UC San Diego

VCO-based ADCs has long existed as an alternative way of digitization of analog signal. Thanks to its time-domain operation, VCO-based structures using phase domain signal processing have become very promising in highly scaled CMOS processes. The general idea is that since voltage-domain quantization is increasingly difficult to do well in scaled CMOS processes with low supply voltages, it is potentially a better idea to exploit what scaled CMOS processes are very good at: having lots of small transistors that switch fast. Thus, translating input voltage variations to a corresponding phase/frequency variation puts information into the time domain, which can be easily quantized via simple digital circuitry. On the other hand, one well known issue of VCOs is the non-linear voltage-to-frequency transfer characteristic, particularly when input amplitude is large. The distorted frequency output ultimately translates to a distorted digital output, which limits the maximal achievable spurious free dynamic range of the ADC.

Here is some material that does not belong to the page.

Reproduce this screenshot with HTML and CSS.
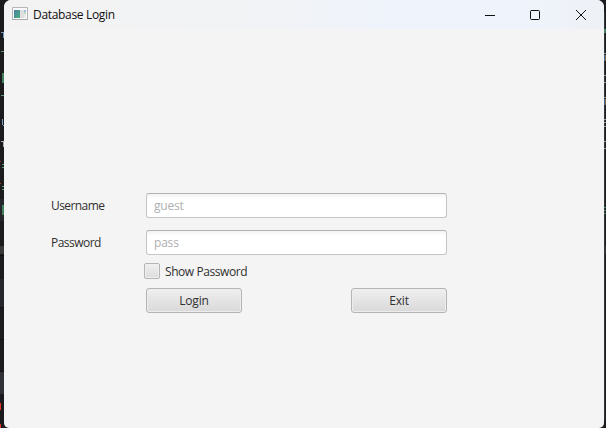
FILE: index.html
```html
<!DOCTYPE html>
<html lang="en">
<head>
<meta charset="utf-8">
<title>Database Login</title>
<link rel="stylesheet" href="styles.css">
</head>
<body>
<svg class="edge" width="4" height="428" viewBox="0 0 4 428" shape-rendering="crispEdges">
  <path fill="#1b1b1d" d="M0 0h4v428H0z"/>
  <path fill="#25262b" d="M0 199h4v22H0zM0 279h4v28H0z"/>
  <path fill="#393939" d="M0 246h4v8H0z"/>
  <path fill="#303137" d="M0 372h4v22H0z"/>
  <path fill="#101012" d="M0 255h4v1H0zM0 307h4v1H0zM0 339h4v1H0zM0 371h4v1H0z"/>
  <path fill="#7698bb" d="M1 32h3v1H1zM3 33h1v5H3zM2 119h1v6H2zM3 125h1v1H3z"/>
  <path fill="#a8b0b8" d="M1 141h3v1H1zM3 142h1v5H3z"/>
  <path fill="#5a9a76" d="M1 51h3v1H1zM1 95h3v1H1zM2 164h2v1H2zM2 167h2v1H2zM2 186h2v1H2zM2 189h2v1H2z"/>
  <path fill="#3f7d5b" d="M2 73h2v10H2zM2 205h2v10H2z"/>
  <path fill="#a33b28" d="M0 161h1v1H0zM0 183h1v1H0z"/>
  <path fill="#e33427" d="M0 403h1v7H0zM0 424h1v4H0z"/>
</svg>
<main class="window">
  <header class="titlebar">
    <svg class="app-icon" width="16" height="14" viewBox="0 0 16 14">
      <defs><linearGradient id="pane" x1="0" y1="0" x2="1" y2="1"><stop offset="0" stop-color="#4b7fa8"/><stop offset="1" stop-color="#4eab7c"/></linearGradient></defs>
      <path fill="#fafafa" stroke="#b4b6b9" d="M.5.5h15v12H.5z"/>
      <path fill="#a7abb0" d="M0 12h16v1H0z"/>
      <path fill="url(#pane)" d="M2 3h6v8H2z"/>
      <path fill="#dededf" d="M8 3h4v8H8z"/>
      <path fill="#9fbfdb" d="M12 3h2v2h-2z"/>
      <path fill="#b9dbc8" d="M12 5h2v2h-2z"/>
      <path fill="#e7e9ea" d="M12 7h2v4h-2z"/>
    </svg>
    <span class="title">Database Login</span>
    <svg class="controls" width="104" height="12" viewBox="0 0 104 12" fill="none" stroke="#111">
      <path d="M1 6.500h10M47 1.500h7.500a1 1 0 0 1 1 1v7a1 1 0 0 1-1 1H47.500a1 1 0 0 1-1-1v-7a1 1 0 0 1 1-1zM92 1l10 10M102 1L92 11"/>
    </svg>
  </header>
  <form class="login">
    <label class="label username" for="user">Username</label>
    <input class="field" id="user" type="text" placeholder="guest">
    <label class="label password" for="pass">Password</label>
    <input class="field" id="pass" type="password" placeholder="pass">
    <label class="show"><input class="check" type="checkbox"><span>Show Password</span></label>
    <div class="actions">
      <button class="button" type="button">Login</button>
      <button class="button" type="button">Exit</button>
    </div>
  </form>
</main>
<svg class="edge" width="2" height="428" viewBox="0 0 2 428" shape-rendering="crispEdges">
  <path fill="#1b1e21" d="M0 0h2v428H0z"/>
  <path fill="#34383d" d="M0 12h1v408H0z"/>
  <path fill="#34383b" d="M1 246h1v8H1z"/>
  <path fill="#4c7f60" d="M0 29h2v4H0zM0 207h2v1H0zM0 210h2v1H0zM0 213h2v1H0z"/>
  <path fill="#3e6595" d="M0 55h1v6H0zM0 99h1v6H0z"/>
  <path fill="#816346" d="M1 55h1v6H1zM1 99h1v6H1z"/>
  <path fill="#92979b" d="M0 53h2v1H0zM0 75h2v1H0zM0 82h2v1H0zM0 97h2v1H0zM0 119h2v1H0zM0 122h2v1H0zM0 126h2v1H0zM0 141h2v1H0zM0 148h2v1H0z"/>
</svg>
</body>
</html>
```
FILE: styles.css
```css
* { box-sizing: border-box; }

body {
  display: flex;
  width: 606px;
  height: 428px;
  margin: 0;
  overflow: hidden;
  background: #1b1b1d;
  color: #303030;
  font: 12px/16px "Open Sans", "Noto Sans", sans-serif;
}

.edge { display: block; flex: none; }

.window {
  width: 600px;
  height: 428px;
  overflow: hidden;
  border-radius: 7px 7px 5px 5px;
  background: #f4f4f4;
}

.titlebar {
  display: flex;
  align-items: center;
  height: 29px;
  padding: 0 16px 0 8px;
  background: linear-gradient(90deg, #f3f3f3 0%, #f2f3f5 38%, #eff3fb 65%, #eff3fb 85%, #eef2f7 100%);
}

.app-icon { margin-top: -1px; }

.title {
  margin-left: 5px;
  color: #111;
  letter-spacing: -0.32px;
}

.controls { margin-left: auto; }

.login {
  display: grid;
  grid-template-columns: 95px 301px;
  grid-template-rows: 25px 12px 25px 8px 16px 9px 25px;
  margin: 164px 0 0 47px;
}

.label { grid-column: 1; line-height: 25px; }
.username, #user { grid-row: 1; }
.password, #pass { grid-row: 3; }
.username { letter-spacing: -0.58px; }
.password { letter-spacing: -0.53px; }

.field {
  grid-column: 2;
  width: 301px;
  height: 25px;
  margin: 0;
  padding: 0 7px;
  border: 1px solid #c5c5c5;
  border-top-color: #b3b3b3;
  border-radius: 3px;
  outline: none;
  background: linear-gradient(#f3f3f3, #fff 5px);
  color: #303030;
  font: inherit;
  letter-spacing: -0.2px;
}

.field::placeholder { color: #afafaf; opacity: 1; }

.show {
  display: flex;
  grid-column: 2;
  grid-row: 5;
  gap: 5px;
  margin-left: -2px;
  line-height: 17px;
  letter-spacing: -0.43px;
}

.check {
  width: 16px;
  height: 16px;
  margin: 0;
  appearance: none;
  border: 1px solid #b4b4b4;
  border-radius: 2px;
  background: linear-gradient(#f0f0f0, #dcdcdc);
  box-shadow: inset 0 0 0 1px #f1f1f1;
}

.actions {
  display: flex;
  grid-column: 2;
  grid-row: 7;
  justify-content: space-between;
}

.button {
  width: 96px;
  height: 25px;
  padding: 0;
  border: 1px solid #b4b4b4;
  border-radius: 3px;
  background: linear-gradient(#efefef, #d9d9d9);
  box-shadow: inset 0 0 0 1px #ededed;
  color: #303030;
  font: inherit;
  letter-spacing: -0.15px;
}
```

This dissertation presents a new architecture for VCO-based ADCs called differential pulse code modulation (DPCM) that virtually eliminates the VCO V-to-F nonlinearity by substantially reducing the signal amplitude that the VCO sees so that the VCO operates in the small signal linear region. By using this technique along with other calibration and circuit schemes, three prototype ICs (in which two are for bio-signal and one for audio signal) were fabricated and measured. They all achieved significantly better linearity not only amongst VCO-based ADCs, but also free of any measurable distortions in the output spectra, thus enabling a virtually distortion-less VCO-based ADCs suitable for high dynamic range precision sensing applications.